Problem statement: Images are excluded; otherwise, output every record exactly.

____________

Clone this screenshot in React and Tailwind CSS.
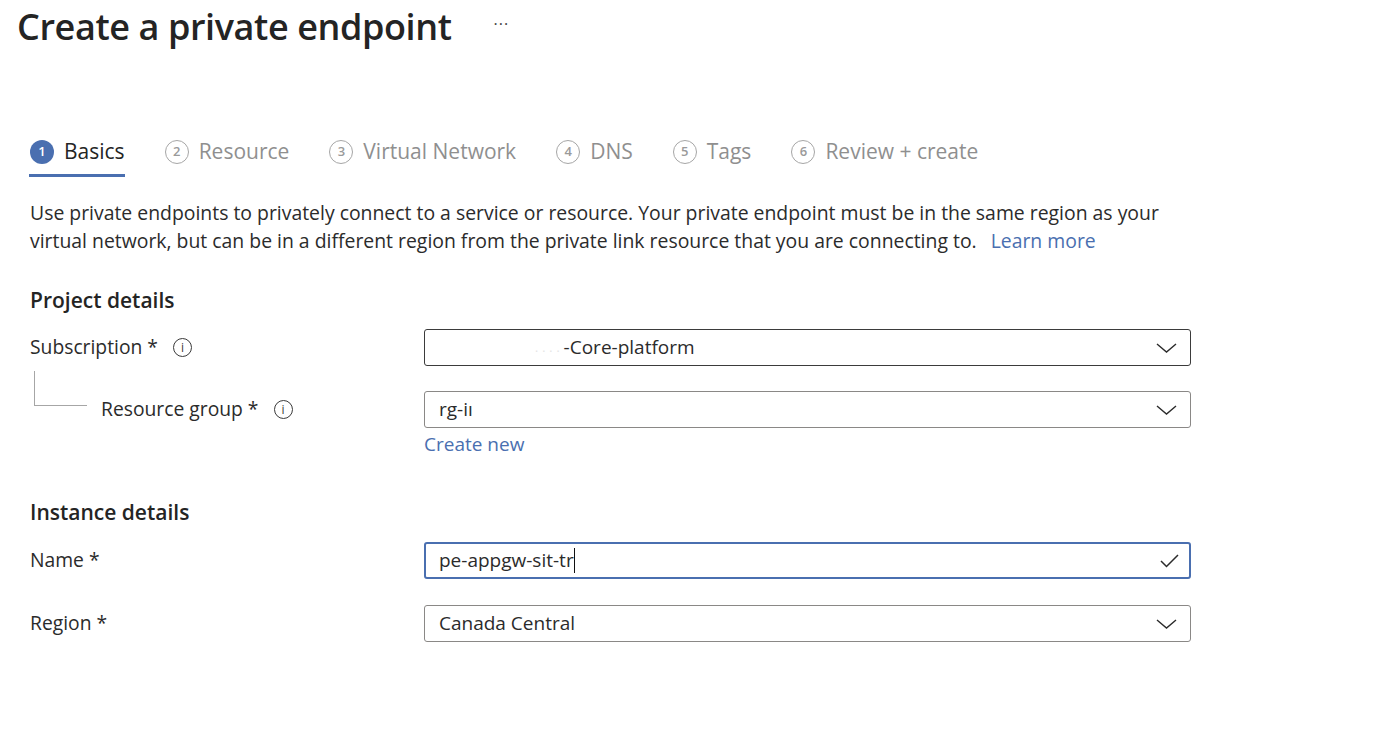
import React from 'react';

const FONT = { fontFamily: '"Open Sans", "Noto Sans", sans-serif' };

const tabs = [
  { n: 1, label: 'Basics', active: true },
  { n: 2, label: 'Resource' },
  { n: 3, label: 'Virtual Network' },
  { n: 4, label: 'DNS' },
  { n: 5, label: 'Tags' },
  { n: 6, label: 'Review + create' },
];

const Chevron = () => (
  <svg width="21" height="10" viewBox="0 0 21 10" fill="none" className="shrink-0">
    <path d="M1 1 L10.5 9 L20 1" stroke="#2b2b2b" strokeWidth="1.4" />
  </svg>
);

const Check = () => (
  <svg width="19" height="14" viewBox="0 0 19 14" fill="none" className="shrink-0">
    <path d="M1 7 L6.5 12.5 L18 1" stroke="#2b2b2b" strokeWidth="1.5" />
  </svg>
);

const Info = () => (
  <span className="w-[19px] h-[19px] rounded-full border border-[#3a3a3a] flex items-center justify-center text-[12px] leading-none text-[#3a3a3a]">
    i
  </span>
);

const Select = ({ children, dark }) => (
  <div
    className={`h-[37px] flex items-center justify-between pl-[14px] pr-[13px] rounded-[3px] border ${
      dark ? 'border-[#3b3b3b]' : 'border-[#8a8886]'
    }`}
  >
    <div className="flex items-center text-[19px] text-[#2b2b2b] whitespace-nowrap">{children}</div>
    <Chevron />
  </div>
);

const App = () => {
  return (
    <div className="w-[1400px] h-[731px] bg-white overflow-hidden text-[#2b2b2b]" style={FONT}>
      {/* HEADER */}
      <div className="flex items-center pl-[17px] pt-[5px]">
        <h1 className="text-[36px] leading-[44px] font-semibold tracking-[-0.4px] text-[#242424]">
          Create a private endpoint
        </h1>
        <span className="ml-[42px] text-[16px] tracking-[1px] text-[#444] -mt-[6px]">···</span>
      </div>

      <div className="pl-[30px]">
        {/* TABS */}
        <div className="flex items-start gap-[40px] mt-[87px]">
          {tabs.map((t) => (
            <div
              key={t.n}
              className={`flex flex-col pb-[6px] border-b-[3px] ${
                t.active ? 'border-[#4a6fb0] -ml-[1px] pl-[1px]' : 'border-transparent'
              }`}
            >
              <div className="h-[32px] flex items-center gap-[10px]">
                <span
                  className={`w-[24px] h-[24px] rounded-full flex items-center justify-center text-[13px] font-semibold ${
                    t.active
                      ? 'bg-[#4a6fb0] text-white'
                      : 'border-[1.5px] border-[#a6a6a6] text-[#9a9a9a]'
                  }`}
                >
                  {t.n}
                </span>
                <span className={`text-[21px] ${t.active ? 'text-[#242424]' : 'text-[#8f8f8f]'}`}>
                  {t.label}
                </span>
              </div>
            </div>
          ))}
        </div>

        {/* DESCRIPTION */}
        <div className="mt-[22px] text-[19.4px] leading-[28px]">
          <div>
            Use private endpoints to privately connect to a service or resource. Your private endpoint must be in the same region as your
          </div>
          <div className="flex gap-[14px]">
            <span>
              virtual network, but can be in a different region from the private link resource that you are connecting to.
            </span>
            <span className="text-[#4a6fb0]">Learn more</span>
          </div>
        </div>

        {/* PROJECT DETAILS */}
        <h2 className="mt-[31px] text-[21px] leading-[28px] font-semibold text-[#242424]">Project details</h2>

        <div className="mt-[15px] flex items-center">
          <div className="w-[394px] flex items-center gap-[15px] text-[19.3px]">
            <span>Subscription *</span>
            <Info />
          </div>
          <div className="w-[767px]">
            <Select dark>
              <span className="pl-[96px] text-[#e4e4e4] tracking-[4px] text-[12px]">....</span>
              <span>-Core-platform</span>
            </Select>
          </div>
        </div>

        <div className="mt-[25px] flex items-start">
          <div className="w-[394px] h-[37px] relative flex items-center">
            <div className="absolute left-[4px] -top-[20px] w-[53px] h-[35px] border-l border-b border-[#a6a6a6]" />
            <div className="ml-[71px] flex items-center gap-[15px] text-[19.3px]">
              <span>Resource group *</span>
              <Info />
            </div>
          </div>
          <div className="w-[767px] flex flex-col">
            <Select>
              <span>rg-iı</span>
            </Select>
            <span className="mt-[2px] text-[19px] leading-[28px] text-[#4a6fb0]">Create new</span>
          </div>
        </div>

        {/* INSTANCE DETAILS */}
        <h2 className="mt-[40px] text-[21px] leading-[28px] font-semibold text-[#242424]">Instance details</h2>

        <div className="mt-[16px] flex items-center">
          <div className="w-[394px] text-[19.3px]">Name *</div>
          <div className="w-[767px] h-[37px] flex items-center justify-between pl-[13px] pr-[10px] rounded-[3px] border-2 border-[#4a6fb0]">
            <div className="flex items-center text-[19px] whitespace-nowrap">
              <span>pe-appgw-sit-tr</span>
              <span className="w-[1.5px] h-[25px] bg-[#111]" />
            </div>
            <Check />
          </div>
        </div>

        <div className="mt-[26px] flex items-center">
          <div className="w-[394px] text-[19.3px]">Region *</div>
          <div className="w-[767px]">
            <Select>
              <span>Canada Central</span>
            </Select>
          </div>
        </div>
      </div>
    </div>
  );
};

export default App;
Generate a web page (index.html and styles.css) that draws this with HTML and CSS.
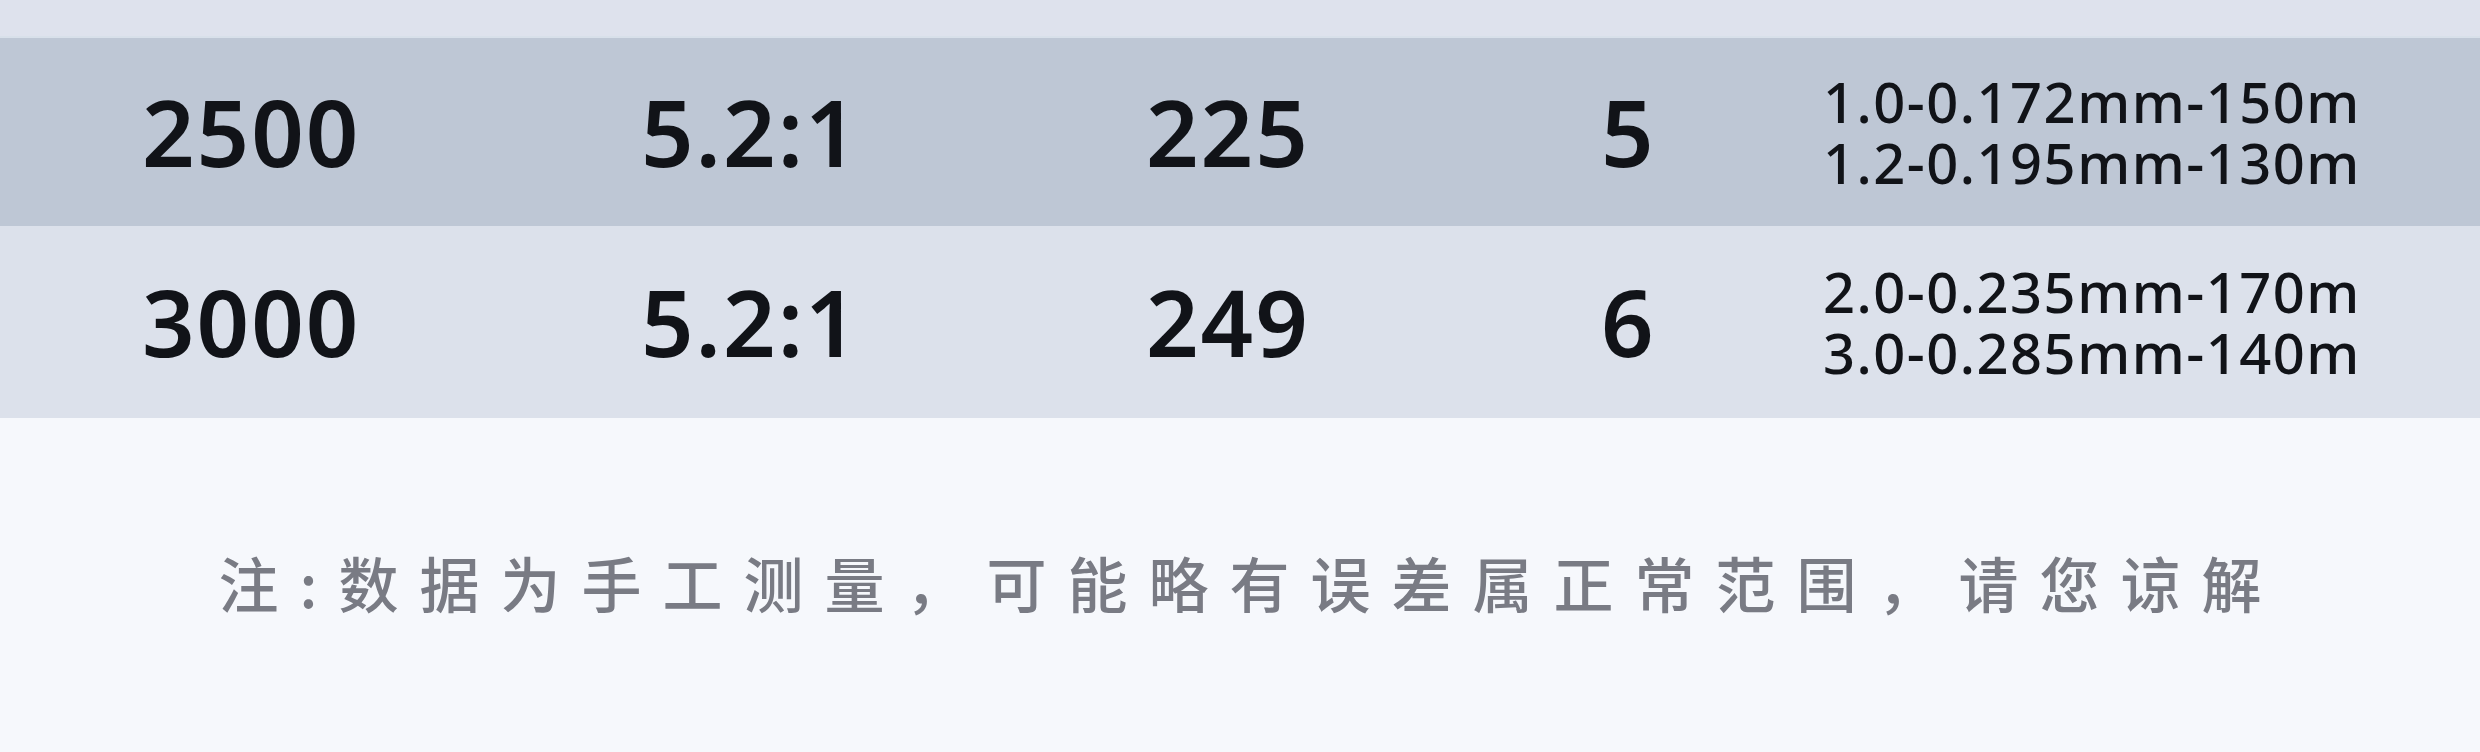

____________

Response to this exercise:
Clone this screenshot in React and Tailwind CSS.
import React from 'react';

const FONT = { fontFamily: '"Open Sans", "Noto Sans", sans-serif' };

const tabs = [
  { n: 1, label: 'Basics', active: true },
  { n: 2, label: 'Resource' },
  { n: 3, label: 'Virtual Network' },
  { n: 4, label: 'DNS' },
  { n: 5, label: 'Tags' },
  { n: 6, label: 'Review + create' },
];

const Chevron = () => (
  <svg width="21" height="10" viewBox="0 0 21 10" fill="none" className="shrink-0">
    <path d="M1 1 L10.5 9 L20 1" stroke="#2b2b2b" strokeWidth="1.4" />
  </svg>
);

const Check = () => (
  <svg width="19" height="14" viewBox="0 0 19 14" fill="none" className="shrink-0">
    <path d="M1 7 L6.5 12.5 L18 1" stroke="#2b2b2b" strokeWidth="1.5" />
  </svg>
);

const Info = () => (
  <span className="w-[19px] h-[19px] rounded-full border border-[#3a3a3a] flex items-center justify-center text-[12px] leading-none text-[#3a3a3a]">
    i
  </span>
);

const Select = ({ children, dark }) => (
  <div
    className={`h-[37px] flex items-center justify-between pl-[14px] pr-[13px] rounded-[3px] border ${
      dark ? 'border-[#3b3b3b]' : 'border-[#8a8886]'
    }`}
  >
    <div className="flex items-center text-[19px] text-[#2b2b2b] whitespace-nowrap">{children}</div>
    <Chevron />
  </div>
);

const App = () => {
  return (
    <div className="w-[1400px] h-[731px] bg-white overflow-hidden text-[#2b2b2b]" style={FONT}>
      {/* HEADER */}
      <div className="flex items-center pl-[17px] pt-[5px]">
        <h1 className="text-[36px] leading-[44px] font-semibold tracking-[-0.4px] text-[#242424]">
          Create a private endpoint
        </h1>
        <span className="ml-[42px] text-[16px] tracking-[1px] text-[#444] -mt-[6px]">···</span>
      </div>

      <div className="pl-[30px]">
        {/* TABS */}
        <div className="flex items-start gap-[40px] mt-[87px]">
          {tabs.map((t) => (
            <div
              key={t.n}
              className={`flex flex-col pb-[6px] border-b-[3px] ${
                t.active ? 'border-[#4a6fb0] -ml-[1px] pl-[1px]' : 'border-transparent'
              }`}
            >
              <div className="h-[32px] flex items-center gap-[10px]">
                <span
                  className={`w-[24px] h-[24px] rounded-full flex items-center justify-center text-[13px] font-semibold ${
                    t.active
                      ? 'bg-[#4a6fb0] text-white'
                      : 'border-[1.5px] border-[#a6a6a6] text-[#9a9a9a]'
                  }`}
                >
                  {t.n}
                </span>
                <span className={`text-[21px] ${t.active ? 'text-[#242424]' : 'text-[#8f8f8f]'}`}>
                  {t.label}
                </span>
              </div>
            </div>
          ))}
        </div>

        {/* DESCRIPTION */}
        <div className="mt-[22px] text-[19.4px] leading-[28px]">
          <div>
            Use private endpoints to privately connect to a service or resource. Your private endpoint must be in the same region as your
          </div>
          <div className="flex gap-[14px]">
            <span>
              virtual network, but can be in a different region from the private link resource that you are connecting to.
            </span>
            <span className="text-[#4a6fb0]">Learn more</span>
          </div>
        </div>

        {/* PROJECT DETAILS */}
        <h2 className="mt-[31px] text-[21px] leading-[28px] font-semibold text-[#242424]">Project details</h2>

        <div className="mt-[15px] flex items-center">
          <div className="w-[394px] flex items-center gap-[15px] text-[19.3px]">
            <span>Subscription *</span>
            <Info />
          </div>
          <div className="w-[767px]">
            <Select dark>
              <span className="pl-[96px] text-[#e4e4e4] tracking-[4px] text-[12px]">....</span>
              <span>-Core-platform</span>
            </Select>
          </div>
        </div>

        <div className="mt-[25px] flex items-start">
          <div className="w-[394px] h-[37px] relative flex items-center">
            <div className="absolute left-[4px] -top-[20px] w-[53px] h-[35px] border-l border-b border-[#a6a6a6]" />
            <div className="ml-[71px] flex items-center gap-[15px] text-[19.3px]">
              <span>Resource group *</span>
              <Info />
            </div>
          </div>
          <div className="w-[767px] flex flex-col">
            <Select>
              <span>rg-iı</span>
            </Select>
            <span className="mt-[2px] text-[19px] leading-[28px] text-[#4a6fb0]">Create new</span>
          </div>
        </div>

        {/* INSTANCE DETAILS */}
        <h2 className="mt-[40px] text-[21px] leading-[28px] font-semibold text-[#242424]">Instance details</h2>

        <div className="mt-[16px] flex items-center">
          <div className="w-[394px] text-[19.3px]">Name *</div>
          <div className="w-[767px] h-[37px] flex items-center justify-between pl-[13px] pr-[10px] rounded-[3px] border-2 border-[#4a6fb0]">
            <div className="flex items-center text-[19px] whitespace-nowrap">
              <span>pe-appgw-sit-tr</span>
              <span className="w-[1.5px] h-[25px] bg-[#111]" />
            </div>
            <Check />
          </div>
        </div>

        <div className="mt-[26px] flex items-center">
          <div className="w-[394px] text-[19.3px]">Region *</div>
          <div className="w-[767px]">
            <Select>
              <span>Canada Central</span>
            </Select>
          </div>
        </div>
      </div>
    </div>
  );
};

export default App;
Generate a web page (index.html and styles.css) that draws this with HTML and CSS.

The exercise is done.